## What is expected
Transcribe every line of the listing below without any deviation.

## Dataset extract
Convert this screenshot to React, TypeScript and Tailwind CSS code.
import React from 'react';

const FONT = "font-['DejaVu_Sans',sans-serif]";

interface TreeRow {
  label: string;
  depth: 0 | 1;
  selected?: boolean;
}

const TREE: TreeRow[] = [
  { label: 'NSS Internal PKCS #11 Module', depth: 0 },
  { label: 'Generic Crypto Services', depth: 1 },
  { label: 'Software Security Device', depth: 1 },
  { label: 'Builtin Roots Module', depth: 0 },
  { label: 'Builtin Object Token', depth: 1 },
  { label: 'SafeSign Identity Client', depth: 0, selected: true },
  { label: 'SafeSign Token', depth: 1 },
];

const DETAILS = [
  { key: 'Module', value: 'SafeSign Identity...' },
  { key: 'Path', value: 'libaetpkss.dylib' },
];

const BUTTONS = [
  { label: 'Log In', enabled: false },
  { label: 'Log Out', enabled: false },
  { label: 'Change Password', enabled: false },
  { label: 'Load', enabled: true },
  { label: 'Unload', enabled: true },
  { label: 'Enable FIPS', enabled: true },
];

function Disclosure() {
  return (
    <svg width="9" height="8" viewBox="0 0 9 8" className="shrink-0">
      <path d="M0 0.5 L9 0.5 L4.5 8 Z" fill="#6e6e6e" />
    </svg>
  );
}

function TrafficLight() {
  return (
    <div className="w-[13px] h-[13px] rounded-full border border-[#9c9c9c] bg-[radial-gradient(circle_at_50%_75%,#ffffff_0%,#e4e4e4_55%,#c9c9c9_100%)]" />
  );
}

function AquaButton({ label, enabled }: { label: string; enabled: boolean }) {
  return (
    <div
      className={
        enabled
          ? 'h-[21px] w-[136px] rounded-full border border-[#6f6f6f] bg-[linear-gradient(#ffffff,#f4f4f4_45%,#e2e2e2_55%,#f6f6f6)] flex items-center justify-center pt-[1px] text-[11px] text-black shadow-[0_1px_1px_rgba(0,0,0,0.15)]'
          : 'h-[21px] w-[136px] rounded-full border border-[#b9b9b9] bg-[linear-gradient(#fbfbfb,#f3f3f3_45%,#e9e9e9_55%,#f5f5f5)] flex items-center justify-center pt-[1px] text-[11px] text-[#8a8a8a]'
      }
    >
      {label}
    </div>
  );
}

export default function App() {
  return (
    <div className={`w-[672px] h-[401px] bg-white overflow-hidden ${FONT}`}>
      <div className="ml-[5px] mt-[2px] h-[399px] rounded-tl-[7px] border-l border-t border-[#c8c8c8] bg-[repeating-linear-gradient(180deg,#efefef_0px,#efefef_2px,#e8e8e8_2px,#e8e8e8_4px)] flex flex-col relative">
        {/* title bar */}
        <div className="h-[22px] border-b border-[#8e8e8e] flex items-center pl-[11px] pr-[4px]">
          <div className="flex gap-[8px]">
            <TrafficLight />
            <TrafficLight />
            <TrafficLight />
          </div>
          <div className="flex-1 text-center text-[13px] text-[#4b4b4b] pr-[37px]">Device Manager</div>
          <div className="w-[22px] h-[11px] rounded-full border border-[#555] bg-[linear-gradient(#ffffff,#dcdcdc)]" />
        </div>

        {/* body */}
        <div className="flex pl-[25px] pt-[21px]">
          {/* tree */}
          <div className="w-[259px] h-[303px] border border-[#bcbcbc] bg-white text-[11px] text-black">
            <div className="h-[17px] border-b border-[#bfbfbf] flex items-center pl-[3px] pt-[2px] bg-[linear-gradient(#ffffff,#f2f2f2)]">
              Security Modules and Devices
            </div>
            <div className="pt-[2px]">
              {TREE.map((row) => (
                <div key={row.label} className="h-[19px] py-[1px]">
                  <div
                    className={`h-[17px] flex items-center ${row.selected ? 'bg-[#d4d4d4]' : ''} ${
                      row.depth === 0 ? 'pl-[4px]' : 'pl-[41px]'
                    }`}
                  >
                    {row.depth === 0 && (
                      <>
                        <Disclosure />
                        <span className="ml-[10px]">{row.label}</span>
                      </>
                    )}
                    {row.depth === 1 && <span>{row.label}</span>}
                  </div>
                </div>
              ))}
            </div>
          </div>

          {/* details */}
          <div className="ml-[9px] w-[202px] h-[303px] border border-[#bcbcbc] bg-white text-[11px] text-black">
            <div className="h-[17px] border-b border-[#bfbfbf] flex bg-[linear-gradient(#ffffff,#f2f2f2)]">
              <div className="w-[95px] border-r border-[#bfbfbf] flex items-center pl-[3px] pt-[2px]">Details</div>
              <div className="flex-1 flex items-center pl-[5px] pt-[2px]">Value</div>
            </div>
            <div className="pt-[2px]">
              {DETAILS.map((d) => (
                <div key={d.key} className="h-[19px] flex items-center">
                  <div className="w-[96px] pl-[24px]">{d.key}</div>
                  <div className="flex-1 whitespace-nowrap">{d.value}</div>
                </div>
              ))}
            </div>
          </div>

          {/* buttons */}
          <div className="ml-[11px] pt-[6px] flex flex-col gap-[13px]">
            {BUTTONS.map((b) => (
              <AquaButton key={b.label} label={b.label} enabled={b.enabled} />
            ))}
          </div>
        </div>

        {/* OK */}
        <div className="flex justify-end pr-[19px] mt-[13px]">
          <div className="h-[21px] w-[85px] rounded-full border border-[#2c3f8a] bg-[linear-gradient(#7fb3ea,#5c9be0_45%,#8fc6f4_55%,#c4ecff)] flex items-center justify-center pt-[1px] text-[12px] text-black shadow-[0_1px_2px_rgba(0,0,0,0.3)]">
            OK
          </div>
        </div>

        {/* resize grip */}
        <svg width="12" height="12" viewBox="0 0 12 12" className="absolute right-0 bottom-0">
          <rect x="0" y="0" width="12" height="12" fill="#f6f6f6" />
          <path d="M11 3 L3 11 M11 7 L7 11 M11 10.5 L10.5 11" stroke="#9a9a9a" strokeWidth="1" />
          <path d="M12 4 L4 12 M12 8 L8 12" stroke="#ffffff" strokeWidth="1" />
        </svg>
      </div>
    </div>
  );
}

## Output for this exercise
Convert this screenshot to React, TypeScript and Tailwind CSS code.
import React from 'react';

const FONT = "font-['DejaVu_Sans',sans-serif]";

interface TreeRow {
  label: string;
  depth: 0 | 1;
  selected?: boolean;
}

const TREE: TreeRow[] = [
  { label: 'NSS Internal PKCS #11 Module', depth: 0 },
  { label: 'Generic Crypto Services', depth: 1 },
  { label: 'Software Security Device', depth: 1 },
  { label: 'Builtin Roots Module', depth: 0 },
  { label: 'Builtin Object Token', depth: 1 },
  { label: 'SafeSign Identity Client', depth: 0, selected: true },
  { label: 'SafeSign Token', depth: 1 },
];

const DETAILS = [
  { key: 'Module', value: 'SafeSign Identity...' },
  { key: 'Path', value: 'libaetpkss.dylib' },
];

const BUTTONS = [
  { label: 'Log In', enabled: false },
  { label: 'Log Out', enabled: false },
  { label: 'Change Password', enabled: false },
  { label: 'Load', enabled: true },
  { label: 'Unload', enabled: true },
  { label: 'Enable FIPS', enabled: true },
];

function Disclosure() {
  return (
    <svg width="9" height="8" viewBox="0 0 9 8" className="shrink-0">
      <path d="M0 0.5 L9 0.5 L4.5 8 Z" fill="#6e6e6e" />
    </svg>
  );
}

function TrafficLight() {
  return (
    <div className="w-[13px] h-[13px] rounded-full border border-[#9c9c9c] bg-[radial-gradient(circle_at_50%_75%,#ffffff_0%,#e4e4e4_55%,#c9c9c9_100%)]" />
  );
}

function AquaButton({ label, enabled }: { label: string; enabled: boolean }) {
  return (
    <div
      className={
        enabled
          ? 'h-[21px] w-[136px] rounded-full border border-[#6f6f6f] bg-[linear-gradient(#ffffff,#f4f4f4_45%,#e2e2e2_55%,#f6f6f6)] flex items-center justify-center pt-[1px] text-[11px] text-black shadow-[0_1px_1px_rgba(0,0,0,0.15)]'
          : 'h-[21px] w-[136px] rounded-full border border-[#b9b9b9] bg-[linear-gradient(#fbfbfb,#f3f3f3_45%,#e9e9e9_55%,#f5f5f5)] flex items-center justify-center pt-[1px] text-[11px] text-[#8a8a8a]'
      }
    >
      {label}
    </div>
  );
}

export default function App() {
  return (
    <div className={`w-[672px] h-[401px] bg-white overflow-hidden ${FONT}`}>
      <div className="ml-[5px] mt-[2px] h-[399px] rounded-tl-[7px] border-l border-t border-[#c8c8c8] bg-[repeating-linear-gradient(180deg,#efefef_0px,#efefef_2px,#e8e8e8_2px,#e8e8e8_4px)] flex flex-col relative">
        {/* title bar */}
        <div className="h-[22px] border-b border-[#8e8e8e] flex items-center pl-[11px] pr-[4px]">
          <div className="flex gap-[8px]">
            <TrafficLight />
            <TrafficLight />
            <TrafficLight />
          </div>
          <div className="flex-1 text-center text-[13px] text-[#4b4b4b] pr-[37px]">Device Manager</div>
          <div className="w-[22px] h-[11px] rounded-full border border-[#555] bg-[linear-gradient(#ffffff,#dcdcdc)]" />
        </div>

        {/* body */}
        <div className="flex pl-[25px] pt-[21px]">
          {/* tree */}
          <div className="w-[259px] h-[303px] border border-[#bcbcbc] bg-white text-[11px] text-black">
            <div className="h-[17px] border-b border-[#bfbfbf] flex items-center pl-[3px] pt-[2px] bg-[linear-gradient(#ffffff,#f2f2f2)]">
              Security Modules and Devices
            </div>
            <div className="pt-[2px]">
              {TREE.map((row) => (
                <div key={row.label} className="h-[19px] py-[1px]">
                  <div
                    className={`h-[17px] flex items-center ${row.selected ? 'bg-[#d4d4d4]' : ''} ${
                      row.depth === 0 ? 'pl-[4px]' : 'pl-[41px]'
                    }`}
                  >
                    {row.depth === 0 && (
                      <>
                        <Disclosure />
                        <span className="ml-[10px]">{row.label}</span>
                      </>
                    )}
                    {row.depth === 1 && <span>{row.label}</span>}
                  </div>
                </div>
              ))}
            </div>
          </div>

          {/* details */}
          <div className="ml-[9px] w-[202px] h-[303px] border border-[#bcbcbc] bg-white text-[11px] text-black">
            <div className="h-[17px] border-b border-[#bfbfbf] flex bg-[linear-gradient(#ffffff,#f2f2f2)]">
              <div className="w-[95px] border-r border-[#bfbfbf] flex items-center pl-[3px] pt-[2px]">Details</div>
              <div className="flex-1 flex items-center pl-[5px] pt-[2px]">Value</div>
            </div>
            <div className="pt-[2px]">
              {DETAILS.map((d) => (
                <div key={d.key} className="h-[19px] flex items-center">
                  <div className="w-[96px] pl-[24px]">{d.key}</div>
                  <div className="flex-1 whitespace-nowrap">{d.value}</div>
                </div>
              ))}
            </div>
          </div>

          {/* buttons */}
          <div className="ml-[11px] pt-[6px] flex flex-col gap-[13px]">
            {BUTTONS.map((b) => (
              <AquaButton key={b.label} label={b.label} enabled={b.enabled} />
            ))}
          </div>
        </div>

        {/* OK */}
        <div className="flex justify-end pr-[19px] mt-[13px]">
          <div className="h-[21px] w-[85px] rounded-full border border-[#2c3f8a] bg-[linear-gradient(#7fb3ea,#5c9be0_45%,#8fc6f4_55%,#c4ecff)] flex items-center justify-center pt-[1px] text-[12px] text-black shadow-[0_1px_2px_rgba(0,0,0,0.3)]">
            OK
          </div>
        </div>

        {/* resize grip */}
        <svg width="12" height="12" viewBox="0 0 12 12" className="absolute right-0 bottom-0">
          <rect x="0" y="0" width="12" height="12" fill="#f6f6f6" />
          <path d="M11 3 L3 11 M11 7 L7 11 M11 10.5 L10.5 11" stroke="#9a9a9a" strokeWidth="1" />
          <path d="M12 4 L4 12 M12 8 L8 12" stroke="#ffffff" strokeWidth="1" />
        </svg>
      </div>
    </div>
  );
}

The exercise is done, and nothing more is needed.